At a recently held seminar jointly organized by Pakistan Edible Oil Refiners Association (PEORA) and Malaysian Palm Oil Board (MPOB) themed “Palm Oil Refining Competency,” speakers emphasized that need for the government to take certain measures to make palm oil refining industry more viable in Pakistan. This sector can play a vital role in saving considerable valuable foreign exchange for the country. The speakers also emphasized that the government may review their duty structure not only to make the refineries viable but also to reduce the cost of ghee and cooking oil which will ultimately benefit the general population.

The Vice Chairman PEORA, Rasheed Janmohammad in his presentation pointed out the obstacles in the way of smooth and viable operation of the refineries in Pakistan and informed the participants that the pertinent areas are anomaly in duty structure, issuance of timely quota of CPO export from Malaysia and uninterrupted supply of crude palm oil to Pakistan. He explained that refining industry of palm oil in Pakistan have ample capacity, are not running on optimum level due to above reasons. If the issues are addressed on the concerned levels will not only help the refining industries in Pakistan to run smoothly but will ultimately save considerable foreign exchange for the country.

b. India

Sunflower oil gains share as vegetable oil imports soar

Sunflower oil imports have begun to rise, while the country has brought in canola oil for the first time. According to the Solvent Extractors’ Association of India 56,000 tonnes of canola oil have been imported in the last three months. The imports have been made mainly due to lower local crushing of rapeseed due to higher prices in the domestic market. Also for the first time, safflower oil has been imported in small quantity.

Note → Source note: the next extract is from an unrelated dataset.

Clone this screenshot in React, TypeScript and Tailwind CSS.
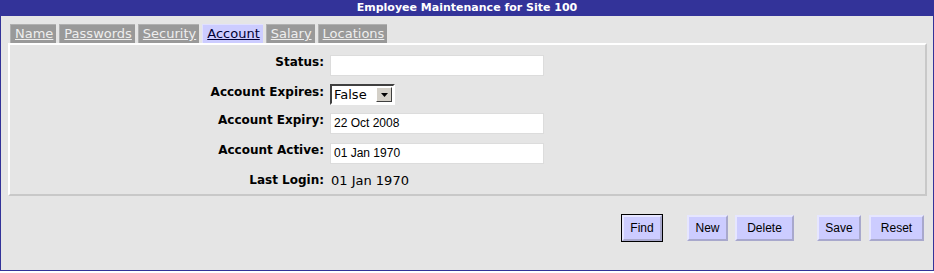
import React from "react";

const verdana = { fontFamily: '"DejaVu Sans", Verdana, sans-serif' };

function Tab({ label, active }: { label: string; active?: boolean }) {
  return (
    <div
      className={
        "h-[19px] pl-[4px] pr-[3px] flex items-center text-[13px] underline border-t border-l " +
        (active
          ? "bg-[#ccccff] text-[#000033] border-[#e0e0ff]"
          : "bg-[#999999] text-[#eeeeee] border-[#b0b0b0]")
      }
    >
      {label}
    </div>
  );
}

function TextInput({ value }: { value: string }) {
  return (
    <div
      className="w-[214px] h-[21px] bg-white border border-[#dcdcdc] flex items-center pl-[3px] text-[12px] text-black"
      style={{ fontFamily: '"Liberation Sans", Arial, sans-serif' }}
    >
      {value}
    </div>
  );
}

function Btn({ label, width, focused }: { label: string; width: string; focused?: boolean }) {
  const inner = (
    <div
      className={
        width +
        " h-[26px] bg-[#ccccff] border-2 border-t-[#e6e6ff] border-l-[#e6e6ff] border-b-[#a8a8cc] border-r-[#a8a8cc] flex items-center justify-center text-[12px] text-black"
      }
      style={{ fontFamily: '"Liberation Sans", Arial, sans-serif' }}
    >
      {label}
    </div>
  );
  return focused ? <div className="border border-black">{inner}</div> : inner;
}

export default function App() {
  return (
    <div className="w-[934px] h-[273px] bg-white" style={verdana}>
      <div className="w-[934px] h-[271px] border border-t-0 border-[#333399] bg-[#e5e5e5] flex flex-col">
        <div className="h-[16px] bg-[#333399] text-white font-bold text-[11px] text-center leading-[16px]">
          Employee Maintenance for Site 100
        </div>
        <div className="pl-[7px] pr-[6px] pt-[8px]">
          <div className="flex gap-[3px] pl-[2px]">
            <Tab label="Name" />
            <Tab label="Passwords" />
            <Tab label="Security" />
            <Tab label="Account" active />
            <Tab label="Salary" />
            <Tab label="Locations" />
          </div>
          <div className="h-[153px] border-2 border-t-white border-l-white border-b-[#c8c8c8] border-r-[#c8c8c8] pt-[10px]">
            <div className="grid grid-cols-[314px_auto] gap-x-[6px] items-start text-[12px] leading-[15px] text-black">
              <div className="text-right font-bold">Status:</div>
              <TextInput value="" />

              <div className="text-right font-bold mt-[8px] pt-[1px]">Account Expires:</div>
              <div className="mt-[8px] w-[65px] h-[21px] bg-white border-2 border-t-[#404040] border-l-[#404040] border-b-white border-r-white flex items-center justify-between pl-[2px] pr-[1px]">
                <span className="text-[13px]">False</span>
                <div className="w-[16px] h-[15px] bg-[#d4d0c8] border border-t-white border-l-white border-b-[#404040] border-r-[#404040] flex items-center justify-center">
                  <svg width="7" height="4" viewBox="0 0 7 4">
                    <path d="M0 0H7L3.5 4Z" fill="black" />
                  </svg>
                </div>
              </div>

              <div className="text-right font-bold mt-[8px]">Account Expiry:</div>
              <div className="mt-[8px]">
                <TextInput value="22 Oct 2008" />
              </div>

              <div className="text-right font-bold mt-[9px]">Account Active:</div>
              <div className="mt-[9px]">
                <TextInput value="01 Jan 1970" />
              </div>

              <div className="text-right font-bold mt-[9px]">Last Login:</div>
              <div className="mt-[9px] pl-[1px] text-[13px]">01 Jan 1970</div>
            </div>
          </div>
          <div className="flex justify-end items-center mt-[18px] pr-[3px]">
            <Btn label="Find" width="w-[40px]" focused />
            <div className="w-[24px]" />
            <Btn label="New" width="w-[41px]" />
            <div className="w-[7px]" />
            <Btn label="Delete" width="w-[59px]" />
            <div className="w-[23px]" />
            <Btn label="Save" width="w-[44px]" />
            <div className="w-[8px]" />
            <Btn label="Reset" width="w-[55px]" />
          </div>
        </div>
      </div>
    </div>
  );
}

Vegetable oil imports jump 95% to 7.27 L tonne in April

A sustained slowdown in domestic oilseed crushing activity has led to an increase in the import of vegetable oil in recent months. India’s vegetable oils imports jumped by 95% to 7.27 lakh tonnes in April against 4.35 lakh tonnes in the year ago period according to industry data just released. The share of refined palm oil is likely to increase as the current Indonesian inverted duty structure encourages larger export of refined oils over crude oils. The quantity of edible oils imported in April this year stood at 8.97 lakh tonnes, while that of non-edible oils was 27,930 tonnes in the same period.

4. Middle East

a. Turkey

Turkish imports of oils and fats increased again for Q1 2012

Imports of oils and fats as well as oilmeals rose again significantly from a year earlier in Jan-Mar 2012 owing to higher domestic requirements as well as lower imports and crushing of oilseeds. In addition, part of the sharp increase in sunflower oil imports occurred in response to higher demand for re-export of refined sunflower oil to neighbouring countries, primarily to Iraq.

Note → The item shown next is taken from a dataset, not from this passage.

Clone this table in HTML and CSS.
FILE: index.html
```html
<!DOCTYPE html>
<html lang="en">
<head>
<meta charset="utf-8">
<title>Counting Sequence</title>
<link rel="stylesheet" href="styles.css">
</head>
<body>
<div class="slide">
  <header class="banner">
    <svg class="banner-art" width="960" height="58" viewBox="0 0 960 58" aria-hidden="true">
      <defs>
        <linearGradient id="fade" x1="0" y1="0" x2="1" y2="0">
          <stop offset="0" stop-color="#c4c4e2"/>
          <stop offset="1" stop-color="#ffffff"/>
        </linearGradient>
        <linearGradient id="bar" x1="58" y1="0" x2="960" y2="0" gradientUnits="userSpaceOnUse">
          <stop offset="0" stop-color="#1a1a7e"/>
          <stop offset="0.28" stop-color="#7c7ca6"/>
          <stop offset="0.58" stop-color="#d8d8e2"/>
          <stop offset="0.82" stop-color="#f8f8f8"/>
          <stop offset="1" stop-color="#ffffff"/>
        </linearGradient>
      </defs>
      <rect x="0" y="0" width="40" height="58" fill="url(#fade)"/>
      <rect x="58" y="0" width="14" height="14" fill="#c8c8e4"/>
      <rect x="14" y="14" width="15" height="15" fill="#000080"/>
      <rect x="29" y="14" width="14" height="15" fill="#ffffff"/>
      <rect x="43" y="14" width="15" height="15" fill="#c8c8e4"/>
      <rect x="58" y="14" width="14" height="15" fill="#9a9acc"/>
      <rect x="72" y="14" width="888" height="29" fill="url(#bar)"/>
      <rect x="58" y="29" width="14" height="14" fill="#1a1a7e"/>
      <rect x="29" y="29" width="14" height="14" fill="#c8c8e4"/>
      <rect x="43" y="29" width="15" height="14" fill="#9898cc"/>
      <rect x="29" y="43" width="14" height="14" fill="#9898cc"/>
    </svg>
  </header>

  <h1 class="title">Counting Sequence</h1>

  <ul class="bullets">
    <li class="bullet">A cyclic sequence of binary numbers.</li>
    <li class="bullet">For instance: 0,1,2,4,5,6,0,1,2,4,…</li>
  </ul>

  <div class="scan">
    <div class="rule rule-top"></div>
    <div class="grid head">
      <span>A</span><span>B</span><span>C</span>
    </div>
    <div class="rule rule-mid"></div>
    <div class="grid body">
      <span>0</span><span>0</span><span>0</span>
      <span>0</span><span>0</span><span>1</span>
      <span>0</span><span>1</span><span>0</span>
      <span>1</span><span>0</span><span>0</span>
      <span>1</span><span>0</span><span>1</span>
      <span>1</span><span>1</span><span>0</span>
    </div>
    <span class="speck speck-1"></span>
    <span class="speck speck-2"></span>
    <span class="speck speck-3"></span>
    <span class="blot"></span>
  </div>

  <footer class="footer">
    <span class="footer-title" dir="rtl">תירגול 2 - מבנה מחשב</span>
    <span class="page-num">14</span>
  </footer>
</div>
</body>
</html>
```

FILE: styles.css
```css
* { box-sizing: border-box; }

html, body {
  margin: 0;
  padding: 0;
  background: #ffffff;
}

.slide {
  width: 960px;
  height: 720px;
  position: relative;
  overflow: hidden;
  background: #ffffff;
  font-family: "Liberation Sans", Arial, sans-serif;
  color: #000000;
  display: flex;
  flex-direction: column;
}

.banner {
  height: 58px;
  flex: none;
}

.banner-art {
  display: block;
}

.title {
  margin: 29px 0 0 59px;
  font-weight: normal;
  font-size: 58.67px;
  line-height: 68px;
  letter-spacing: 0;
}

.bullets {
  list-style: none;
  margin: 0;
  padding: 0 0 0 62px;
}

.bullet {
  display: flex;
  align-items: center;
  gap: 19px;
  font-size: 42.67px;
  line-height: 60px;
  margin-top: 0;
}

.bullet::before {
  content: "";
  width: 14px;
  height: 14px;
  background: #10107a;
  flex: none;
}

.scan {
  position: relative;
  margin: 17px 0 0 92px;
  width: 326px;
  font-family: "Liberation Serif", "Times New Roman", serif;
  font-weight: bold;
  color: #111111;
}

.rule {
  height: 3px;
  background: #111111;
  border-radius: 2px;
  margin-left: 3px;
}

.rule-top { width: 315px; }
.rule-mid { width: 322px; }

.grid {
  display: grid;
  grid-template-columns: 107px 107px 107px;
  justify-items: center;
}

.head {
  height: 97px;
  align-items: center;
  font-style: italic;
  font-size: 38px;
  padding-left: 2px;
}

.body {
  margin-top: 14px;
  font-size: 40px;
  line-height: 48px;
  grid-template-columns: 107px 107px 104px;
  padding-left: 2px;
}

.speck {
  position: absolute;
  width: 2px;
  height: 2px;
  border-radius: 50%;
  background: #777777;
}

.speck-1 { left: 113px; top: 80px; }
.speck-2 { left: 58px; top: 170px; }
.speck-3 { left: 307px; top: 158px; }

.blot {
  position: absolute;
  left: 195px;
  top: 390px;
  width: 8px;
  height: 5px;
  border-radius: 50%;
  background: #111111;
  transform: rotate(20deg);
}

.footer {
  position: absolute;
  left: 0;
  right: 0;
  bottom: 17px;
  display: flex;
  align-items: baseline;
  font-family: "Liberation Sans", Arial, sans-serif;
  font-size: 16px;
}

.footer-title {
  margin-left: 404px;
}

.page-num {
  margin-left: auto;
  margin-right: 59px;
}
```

Oilmeals – Imports were boosted to 580,000 MT in first quarter of 2012 (against 289,000 MT last year), with most of the increase registered in soybean meal to 318,000 MT (against 86,000 MT). Higher imports of oilmeals were required to offset the reduced domestic production and satisfy rising demand. We expect total Turkish oilmeals consumption to continue to rise to a new high of 3.8 million MT, up 7% from last season.

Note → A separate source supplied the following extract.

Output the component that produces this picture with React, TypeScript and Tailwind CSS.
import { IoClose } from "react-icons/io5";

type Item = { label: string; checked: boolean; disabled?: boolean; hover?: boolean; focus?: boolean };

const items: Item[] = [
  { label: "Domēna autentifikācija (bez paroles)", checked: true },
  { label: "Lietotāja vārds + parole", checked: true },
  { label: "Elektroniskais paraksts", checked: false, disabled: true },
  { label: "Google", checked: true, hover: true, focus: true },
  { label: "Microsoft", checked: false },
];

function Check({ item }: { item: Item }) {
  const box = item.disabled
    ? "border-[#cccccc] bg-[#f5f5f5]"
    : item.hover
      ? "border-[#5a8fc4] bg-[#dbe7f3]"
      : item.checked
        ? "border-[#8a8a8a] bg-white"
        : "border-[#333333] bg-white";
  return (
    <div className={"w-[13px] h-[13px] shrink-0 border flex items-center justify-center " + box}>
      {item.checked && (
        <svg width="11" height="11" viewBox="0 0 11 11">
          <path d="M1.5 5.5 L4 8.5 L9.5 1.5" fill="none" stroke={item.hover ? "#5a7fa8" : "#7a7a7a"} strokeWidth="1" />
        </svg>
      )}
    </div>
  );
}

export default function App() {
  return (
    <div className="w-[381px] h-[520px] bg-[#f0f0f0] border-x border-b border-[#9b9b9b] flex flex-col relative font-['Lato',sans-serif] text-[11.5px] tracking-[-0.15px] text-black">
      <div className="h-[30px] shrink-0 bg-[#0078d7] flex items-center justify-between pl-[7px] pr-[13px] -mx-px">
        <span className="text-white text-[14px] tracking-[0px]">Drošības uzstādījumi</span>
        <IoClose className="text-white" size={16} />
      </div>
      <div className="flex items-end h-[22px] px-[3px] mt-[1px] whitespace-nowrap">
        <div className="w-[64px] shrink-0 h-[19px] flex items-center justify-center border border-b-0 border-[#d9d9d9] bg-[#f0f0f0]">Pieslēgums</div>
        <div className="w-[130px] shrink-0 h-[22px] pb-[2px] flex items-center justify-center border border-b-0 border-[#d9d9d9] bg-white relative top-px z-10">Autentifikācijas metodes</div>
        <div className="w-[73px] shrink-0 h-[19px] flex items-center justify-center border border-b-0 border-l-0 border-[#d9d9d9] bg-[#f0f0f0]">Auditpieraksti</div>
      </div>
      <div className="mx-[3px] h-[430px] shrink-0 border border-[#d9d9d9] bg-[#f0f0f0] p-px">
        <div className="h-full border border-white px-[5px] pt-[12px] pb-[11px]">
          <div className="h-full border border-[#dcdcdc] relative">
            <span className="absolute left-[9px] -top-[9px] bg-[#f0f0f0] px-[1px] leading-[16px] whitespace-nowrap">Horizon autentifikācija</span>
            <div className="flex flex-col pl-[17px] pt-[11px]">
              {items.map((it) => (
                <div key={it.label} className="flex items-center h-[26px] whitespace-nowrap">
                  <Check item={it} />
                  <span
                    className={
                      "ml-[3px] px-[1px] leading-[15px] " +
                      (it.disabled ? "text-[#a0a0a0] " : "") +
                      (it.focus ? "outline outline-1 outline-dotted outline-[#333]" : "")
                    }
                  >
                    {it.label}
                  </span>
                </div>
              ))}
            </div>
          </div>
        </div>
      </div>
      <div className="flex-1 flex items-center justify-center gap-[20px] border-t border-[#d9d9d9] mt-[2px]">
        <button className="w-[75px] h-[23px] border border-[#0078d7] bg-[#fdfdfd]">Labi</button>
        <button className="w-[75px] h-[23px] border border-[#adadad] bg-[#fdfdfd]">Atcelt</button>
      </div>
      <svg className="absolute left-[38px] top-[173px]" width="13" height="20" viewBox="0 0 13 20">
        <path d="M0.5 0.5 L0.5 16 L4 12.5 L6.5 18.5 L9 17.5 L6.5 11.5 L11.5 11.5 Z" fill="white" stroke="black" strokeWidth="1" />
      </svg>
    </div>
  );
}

Oils and fats – Imports reached a record 376,000 MT for Q1 2012 (vs. 248,000 MT a year ago), with most of the increase on account of sunflower and palm oil. Sunflower oil imports jumped to a new high of 183,000 MT, virtually all of which from Russia and Ukraine. Imports were driven by very large export sales of refined and partly bottled sunflower oil to neighbouring countries, reaching a total 133,000 MT Q1 2012, mainly to Iraq.

b. Iran

US$ 24 billion approved by cabinet to import basic goods

First Vice President, Mohammad Reza Rahimi announced that the cabinet has approved a bill allocating US$24 billion for import of basic goods such as rice, cooking oil, meat, rice, etc. The announcement came as food prices started rising over the past few weeks. This has been done in order to provide basic goods and regulate the market and we will see its effect on modifying prices in the market in the future.

Section III : Weekly Data

1. Palm Oil Prices

• Average CPO prices traded lower this week by RM121.73 to RM3,397.13 against RM3,275.40 attained the previous week. Crude palm oil futures on Malaysia’s derivatives exchange suffered their sharpest fall in more than a year on Monday, closing at a three-month low as failed talks to form a new Greek government heightened fears about the euro zone’s debt crisis. Market sentiment was bearish as talks to form a coalition government in Greece stalled, pushing the debt-laden country closer to bankruptcy and a possible exit from the euro zone.
• Malaysian palm oil exports for first 15 days of May picked up by a slight 0.7 percent to 599,044 tonnes, according to cargo surveyor Intertek Testing Services, reflecting a still-healthy demand for the edible oil. Another cargo surveyor Societe Generale de Surveillance meanwhile reported a 7 percent drop in exports to 564,477 tonnes, thanks to lower shipments to China and India. But traders said the lower exports did not weigh on prices much as they do not necessarily indicate weaker demand and especially in an already-oversold market.
• Malaysia’s April palm oil stock level fell 5.4 percent to 1.85 million tonnes from a month ago, its lowest stock level in 11 months. Despite this, palm oil price fell sharply on Monday, as mounting political uncertainty in Greece and worry about the prospects for growth in China added to a sense that the demand outlook is worsening.
• Brent Crude Oil dropped to four-month lows below $113 a barrel on Monday, on worries that election results in Europe could thwart the single currency’s drive to contain its debt crisis, and after weak U.S. jobs data prompted concern about oil demand growth.

2. International Prices

• Average Crude Palm Oil price (cif Rott) traded lower by US$45 from US$1,151 to US$1,106. CPO discount vis-à-vis SBO increased to US$131 this week compared to US$126 the previous week. Apart from CPO, SBO (fob, Bra) price was also not spared from the global downward trend where the price also fell to US$1,151 on 14 May 2012.
• There were continued concerns over political risk in Europe that could disrupt vegetable oils demand and pressured by selling activities as investors locked in profits continued in the downward movement of global oils & fats prices. The weak industrial production data in China also weighed on the demand outlook for the edible oils.